There has been an increasing interest on the part of the DOJ in finding that agreements made between companies that suppress worker rights are violations of antitrust laws, and even threatening criminal sanctions. It remains to be seen how aggressively these federal agencies will be when it comes to enforcement of restrictive agreements.
It should also be noted that there is not even consensus on whether restrictive covenants reflect an arm’s length “agreements. In her comments at the FTC Workshop in January, 2020, FTC Commissioner Rebecca Kelley Slaughter stated, “[o]ne of the concerns that I have about [restrictive agreements] is that they rarely represent real agreements and are instead restrictions unilaterally imposed upon workers by their employers.” Nonetheless, it has never been a requirement that both sides have equal bargaining power to find an enforceable contract, but it does demonstrate just another political demonstration of the policy debate.

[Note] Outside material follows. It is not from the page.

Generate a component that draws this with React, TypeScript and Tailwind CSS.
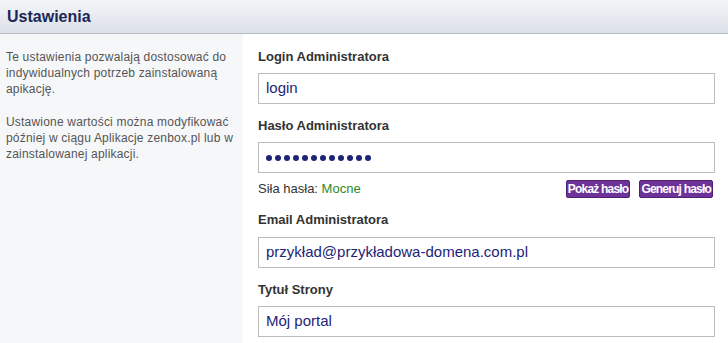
export default function App() {
  const dots = Array.from({ length: 12 });

  return (
    <div className="w-[728px] h-[343px] overflow-hidden bg-white font-['Liberation_Sans',Arial,sans-serif]">
      <header className="h-[34px] flex items-center px-[7px] border-b border-[#b8bdc5] bg-gradient-to-b from-[#f3f5f8] to-[#dce1e8]">
        <h1 className="text-[16px] font-bold text-[#1c2657]">Ustawienia</h1>
      </header>

      <div className="flex h-[309px]">
        <aside className="w-[243px] shrink-0 bg-[#f6f7f9] px-[6px] pt-[15px] text-[12px] tracking-[0.2px] leading-[16px] text-[#555]">
          <p>Te ustawienia pozwalają dostosować do indywidualnych potrzeb zainstalowaną apikację.</p>
          <p className="mt-[17px]">Ustawione wartości można modyfikować później w ciągu Aplikacje zenbox.pl lub w zainstalowanej aplikacji.</p>
        </aside>

        <main className="flex-1 pl-[15px] pr-[13px] pt-[15px]">
          <Field label="Login Administratora" value="login" />

          <div className="mt-[14px]">
            <Label>Hasło Administratora</Label>
            <div className="mt-[8px] h-[31px] border border-[#bcbcbc] flex items-center pl-[7px] gap-[3px]">
              {dots.map((_, i) => (
                <span key={i} className="w-[6px] h-[6px] rounded-full bg-[#1e2478]" />
              ))}
            </div>
            <div className="mt-[7px] h-[18px] flex items-center">
              <span className="text-[13px] text-[#333]">
                Siła hasła: <span className="text-[#2b8a2b]">Mocne</span>
              </span>
              <div className="ml-auto flex gap-[9px] pr-[2px]">
                <button className="h-[18px] px-[1px] rounded-[2px] bg-[#6e3399] border border-[#4e1f73] text-white text-[12px] tracking-[-0.8px] font-bold leading-none">
                  Pokaż hasło
                </button>
                <button className="h-[18px] px-[1px] rounded-[2px] bg-[#6e3399] border border-[#4e1f73] text-white text-[12px] tracking-[-0.8px] font-bold leading-none">
                  Generuj hasło
                </button>
              </div>
            </div>
          </div>

          <div className="mt-[14px]">
            <Field label="Email Administratora" value="przykład@przykładowa-domena.com.pl" gap="mt-[9px]" />
          </div>

          <div className="mt-[14px]">
            <Field label="Tytuł Strony" value="Mój portal" />
          </div>
        </main>
      </div>
    </div>
  );
}

function Label({ children }: { children: React.ReactNode }) {
  return <div className="text-[13px] leading-[16px] font-bold text-[#333]">{children}</div>;
}

function Field({ label, value, gap = 'mt-[8px]' }: { label: string; value: string; gap?: string }) {
  return (
    <div>
      <Label>{label}</Label>
      <div className={`${gap} h-[31px] border border-[#bcbcbc] flex items-center px-[7px] text-[15px] text-[#1e2478]`}>
        {value}
      </div>
    </div>
  );
}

The laws regarding restrictive agreements vary considerably from state to state, but most state laws do try to fairly balance both employer and employee interests. The legal trend regarding restrictive agreements tends to slightly favor the departing employee’s right to engage in their chosen profession rather than a company’s business interests.

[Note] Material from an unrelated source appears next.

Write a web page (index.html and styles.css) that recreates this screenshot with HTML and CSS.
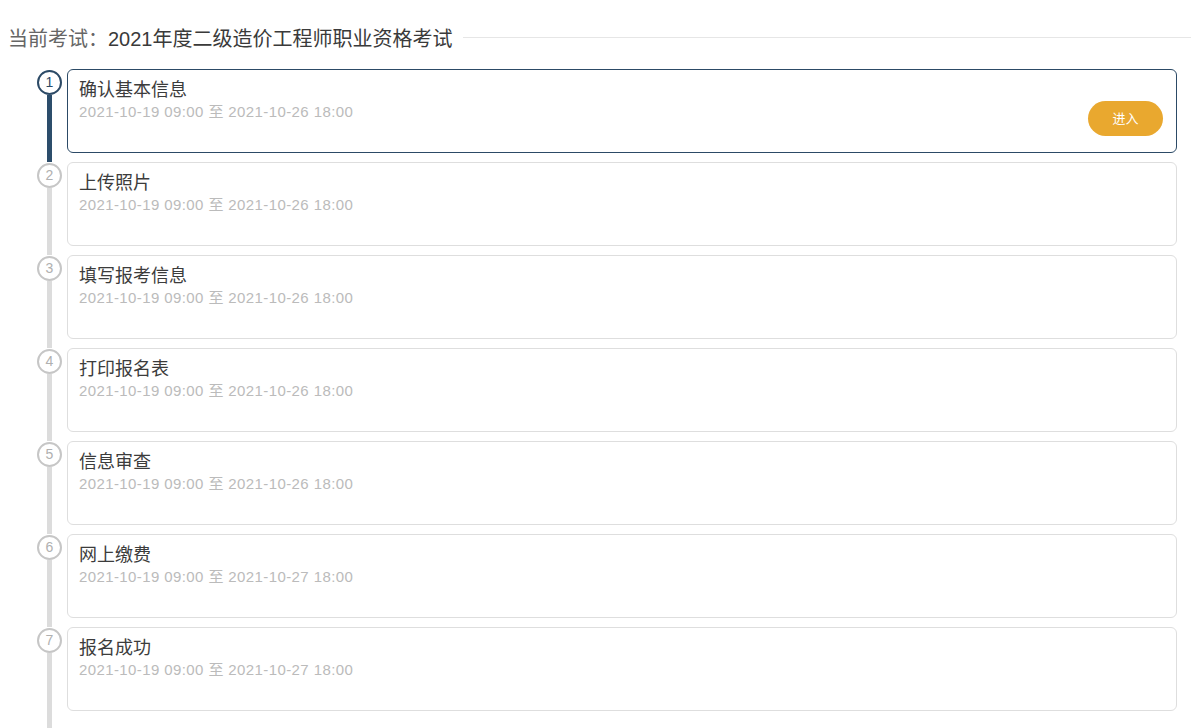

It remains to be seen whether there will ever be more uniform law on how restrictive covenants are treated among the various states, but the right to pursue a particular occupation has not historically been considered a “fundamental right,” and therefore the Supreme Court has paid little attention to the argument that the 14th Amendment Due Process Clause guarantees any such a right. In other words, there is not likely to be a federally protected and unfettered right for employees to work as they choose anytime soon.